Set the data down again, exactly as it reads, but without the pictures.

─── COLLECTED DATA

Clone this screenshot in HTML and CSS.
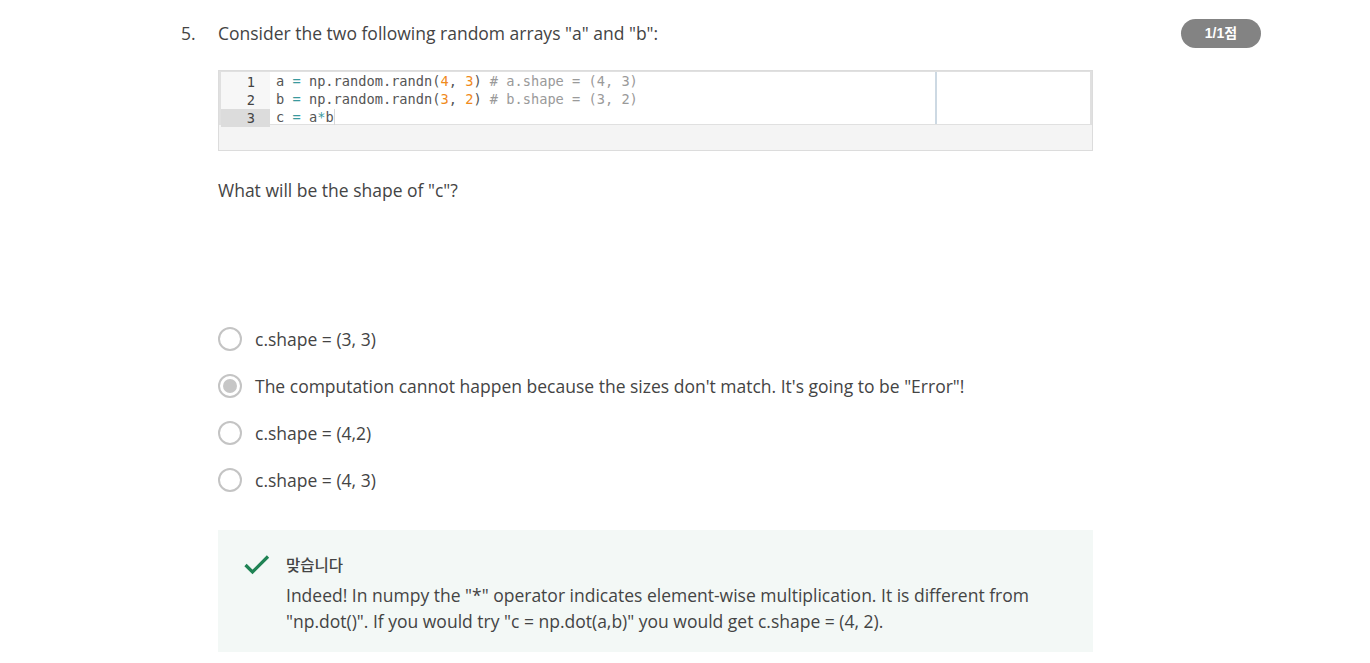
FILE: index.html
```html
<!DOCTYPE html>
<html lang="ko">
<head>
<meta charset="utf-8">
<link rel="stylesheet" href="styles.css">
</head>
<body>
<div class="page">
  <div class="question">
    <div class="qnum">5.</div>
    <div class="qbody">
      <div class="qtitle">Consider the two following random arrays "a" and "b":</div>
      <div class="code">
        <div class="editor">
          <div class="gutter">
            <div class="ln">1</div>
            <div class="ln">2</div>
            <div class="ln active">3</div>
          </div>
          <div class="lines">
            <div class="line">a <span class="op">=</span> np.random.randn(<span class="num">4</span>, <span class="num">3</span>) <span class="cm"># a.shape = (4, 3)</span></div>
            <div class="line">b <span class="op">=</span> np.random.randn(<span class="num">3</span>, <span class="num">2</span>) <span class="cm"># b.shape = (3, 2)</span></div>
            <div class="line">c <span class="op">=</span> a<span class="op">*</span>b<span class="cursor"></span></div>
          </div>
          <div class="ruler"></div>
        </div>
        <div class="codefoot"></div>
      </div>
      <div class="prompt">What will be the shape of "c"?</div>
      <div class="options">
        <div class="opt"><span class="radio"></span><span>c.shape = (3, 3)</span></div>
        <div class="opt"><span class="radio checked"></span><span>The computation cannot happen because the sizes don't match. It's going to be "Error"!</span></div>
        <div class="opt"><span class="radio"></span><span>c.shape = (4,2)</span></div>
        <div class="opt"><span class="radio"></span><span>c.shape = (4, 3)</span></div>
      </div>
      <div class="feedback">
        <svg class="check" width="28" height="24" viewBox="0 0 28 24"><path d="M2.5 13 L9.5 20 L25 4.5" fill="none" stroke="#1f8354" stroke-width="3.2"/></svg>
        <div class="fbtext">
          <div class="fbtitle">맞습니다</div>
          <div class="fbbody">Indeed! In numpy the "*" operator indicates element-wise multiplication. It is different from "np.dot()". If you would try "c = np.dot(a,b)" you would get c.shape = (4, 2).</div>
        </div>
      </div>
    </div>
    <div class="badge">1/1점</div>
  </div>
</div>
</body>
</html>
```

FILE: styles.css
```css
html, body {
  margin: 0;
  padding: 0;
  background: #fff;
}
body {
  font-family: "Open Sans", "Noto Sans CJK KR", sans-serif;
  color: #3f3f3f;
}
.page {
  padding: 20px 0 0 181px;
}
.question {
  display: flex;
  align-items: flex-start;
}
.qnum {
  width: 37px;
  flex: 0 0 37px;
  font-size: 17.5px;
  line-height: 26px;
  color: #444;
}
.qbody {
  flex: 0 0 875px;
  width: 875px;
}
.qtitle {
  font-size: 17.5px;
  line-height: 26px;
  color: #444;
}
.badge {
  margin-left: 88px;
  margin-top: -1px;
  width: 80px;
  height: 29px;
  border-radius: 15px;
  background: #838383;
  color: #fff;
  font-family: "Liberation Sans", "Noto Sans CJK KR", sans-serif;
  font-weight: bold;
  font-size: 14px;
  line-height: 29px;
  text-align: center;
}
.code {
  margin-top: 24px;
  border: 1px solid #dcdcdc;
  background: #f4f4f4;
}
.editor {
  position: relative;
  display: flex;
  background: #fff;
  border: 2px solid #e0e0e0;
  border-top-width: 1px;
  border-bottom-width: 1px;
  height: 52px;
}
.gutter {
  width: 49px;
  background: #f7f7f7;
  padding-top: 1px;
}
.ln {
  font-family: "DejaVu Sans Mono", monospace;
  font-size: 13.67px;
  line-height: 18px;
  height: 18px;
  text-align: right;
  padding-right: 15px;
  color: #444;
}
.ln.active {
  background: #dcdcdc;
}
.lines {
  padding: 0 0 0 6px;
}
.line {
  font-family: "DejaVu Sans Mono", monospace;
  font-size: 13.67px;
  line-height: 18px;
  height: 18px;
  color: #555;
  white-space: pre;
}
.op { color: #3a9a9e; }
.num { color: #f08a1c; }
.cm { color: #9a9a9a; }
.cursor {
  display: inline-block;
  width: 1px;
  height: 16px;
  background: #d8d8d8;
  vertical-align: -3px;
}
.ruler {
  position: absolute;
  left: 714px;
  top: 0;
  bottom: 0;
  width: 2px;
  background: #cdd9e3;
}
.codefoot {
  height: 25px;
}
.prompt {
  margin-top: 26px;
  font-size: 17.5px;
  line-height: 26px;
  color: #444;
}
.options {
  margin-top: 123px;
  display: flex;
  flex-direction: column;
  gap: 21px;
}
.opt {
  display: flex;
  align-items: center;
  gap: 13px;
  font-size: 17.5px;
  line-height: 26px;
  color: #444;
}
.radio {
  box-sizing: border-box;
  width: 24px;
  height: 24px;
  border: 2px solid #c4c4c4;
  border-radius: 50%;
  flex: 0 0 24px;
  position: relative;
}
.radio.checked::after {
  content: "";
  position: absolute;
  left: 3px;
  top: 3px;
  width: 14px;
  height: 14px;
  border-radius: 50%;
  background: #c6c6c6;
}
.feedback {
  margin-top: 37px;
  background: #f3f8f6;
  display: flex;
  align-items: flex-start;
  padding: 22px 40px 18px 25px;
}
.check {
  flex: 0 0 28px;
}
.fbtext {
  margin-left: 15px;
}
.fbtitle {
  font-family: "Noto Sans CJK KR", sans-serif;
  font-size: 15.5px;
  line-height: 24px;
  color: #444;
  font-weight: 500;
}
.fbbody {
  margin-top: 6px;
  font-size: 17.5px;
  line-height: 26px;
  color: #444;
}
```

──────

* EXERCISE RESPONSE:
Clone this screenshot in HTML and CSS.
FILE: index.html
```html
<!DOCTYPE html>
<html lang="ko">
<head>
<meta charset="utf-8">
<link rel="stylesheet" href="styles.css">
</head>
<body>
<div class="page">
  <div class="question">
    <div class="qnum">5.</div>
    <div class="qbody">
      <div class="qtitle">Consider the two following random arrays "a" and "b":</div>
      <div class="code">
        <div class="editor">
          <div class="gutter">
            <div class="ln">1</div>
            <div class="ln">2</div>
            <div class="ln active">3</div>
          </div>
          <div class="lines">
            <div class="line">a <span class="op">=</span> np.random.randn(<span class="num">4</span>, <span class="num">3</span>) <span class="cm"># a.shape = (4, 3)</span></div>
            <div class="line">b <span class="op">=</span> np.random.randn(<span class="num">3</span>, <span class="num">2</span>) <span class="cm"># b.shape = (3, 2)</span></div>
            <div class="line">c <span class="op">=</span> a<span class="op">*</span>b<span class="cursor"></span></div>
          </div>
          <div class="ruler"></div>
        </div>
        <div class="codefoot"></div>
      </div>
      <div class="prompt">What will be the shape of "c"?</div>
      <div class="options">
        <div class="opt"><span class="radio"></span><span>c.shape = (3, 3)</span></div>
        <div class="opt"><span class="radio checked"></span><span>The computation cannot happen because the sizes don't match. It's going to be "Error"!</span></div>
        <div class="opt"><span class="radio"></span><span>c.shape = (4,2)</span></div>
        <div class="opt"><span class="radio"></span><span>c.shape = (4, 3)</span></div>
      </div>
      <div class="feedback">
        <svg class="check" width="28" height="24" viewBox="0 0 28 24"><path d="M2.5 13 L9.5 20 L25 4.5" fill="none" stroke="#1f8354" stroke-width="3.2"/></svg>
        <div class="fbtext">
          <div class="fbtitle">맞습니다</div>
          <div class="fbbody">Indeed! In numpy the "*" operator indicates element-wise multiplication. It is different from "np.dot()". If you would try "c = np.dot(a,b)" you would get c.shape = (4, 2).</div>
        </div>
      </div>
    </div>
    <div class="badge">1/1점</div>
  </div>
</div>
</body>
</html>
```

FILE: styles.css
```css
html, body {
  margin: 0;
  padding: 0;
  background: #fff;
}
body {
  font-family: "Open Sans", "Noto Sans CJK KR", sans-serif;
  color: #3f3f3f;
}
.page {
  padding: 20px 0 0 181px;
}
.question {
  display: flex;
  align-items: flex-start;
}
.qnum {
  width: 37px;
  flex: 0 0 37px;
  font-size: 17.5px;
  line-height: 26px;
  color: #444;
}
.qbody {
  flex: 0 0 875px;
  width: 875px;
}
.qtitle {
  font-size: 17.5px;
  line-height: 26px;
  color: #444;
}
.badge {
  margin-left: 88px;
  margin-top: -1px;
  width: 80px;
  height: 29px;
  border-radius: 15px;
  background: #838383;
  color: #fff;
  font-family: "Liberation Sans", "Noto Sans CJK KR", sans-serif;
  font-weight: bold;
  font-size: 14px;
  line-height: 29px;
  text-align: center;
}
.code {
  margin-top: 24px;
  border: 1px solid #dcdcdc;
  background: #f4f4f4;
}
.editor {
  position: relative;
  display: flex;
  background: #fff;
  border: 2px solid #e0e0e0;
  border-top-width: 1px;
  border-bottom-width: 1px;
  height: 52px;
}
.gutter {
  width: 49px;
  background: #f7f7f7;
  padding-top: 1px;
}
.ln {
  font-family: "DejaVu Sans Mono", monospace;
  font-size: 13.67px;
  line-height: 18px;
  height: 18px;
  text-align: right;
  padding-right: 15px;
  color: #444;
}
.ln.active {
  background: #dcdcdc;
}
.lines {
  padding: 0 0 0 6px;
}
.line {
  font-family: "DejaVu Sans Mono", monospace;
  font-size: 13.67px;
  line-height: 18px;
  height: 18px;
  color: #555;
  white-space: pre;
}
.op { color: #3a9a9e; }
.num { color: #f08a1c; }
.cm { color: #9a9a9a; }
.cursor {
  display: inline-block;
  width: 1px;
  height: 16px;
  background: #d8d8d8;
  vertical-align: -3px;
}
.ruler {
  position: absolute;
  left: 714px;
  top: 0;
  bottom: 0;
  width: 2px;
  background: #cdd9e3;
}
.codefoot {
  height: 25px;
}
.prompt {
  margin-top: 26px;
  font-size: 17.5px;
  line-height: 26px;
  color: #444;
}
.options {
  margin-top: 123px;
  display: flex;
  flex-direction: column;
  gap: 21px;
}
.opt {
  display: flex;
  align-items: center;
  gap: 13px;
  font-size: 17.5px;
  line-height: 26px;
  color: #444;
}
.radio {
  box-sizing: border-box;
  width: 24px;
  height: 24px;
  border: 2px solid #c4c4c4;
  border-radius: 50%;
  flex: 0 0 24px;
  position: relative;
}
.radio.checked::after {
  content: "";
  position: absolute;
  left: 3px;
  top: 3px;
  width: 14px;
  height: 14px;
  border-radius: 50%;
  background: #c6c6c6;
}
.feedback {
  margin-top: 37px;
  background: #f3f8f6;
  display: flex;
  align-items: flex-start;
  padding: 22px 40px 18px 25px;
}
.check {
  flex: 0 0 28px;
}
.fbtext {
  margin-left: 15px;
}
.fbtitle {
  font-family: "Noto Sans CJK KR", sans-serif;
  font-size: 15.5px;
  line-height: 24px;
  color: #444;
  font-weight: 500;
}
.fbbody {
  margin-top: 6px;
  font-size: 17.5px;
  line-height: 26px;
  color: #444;
}
```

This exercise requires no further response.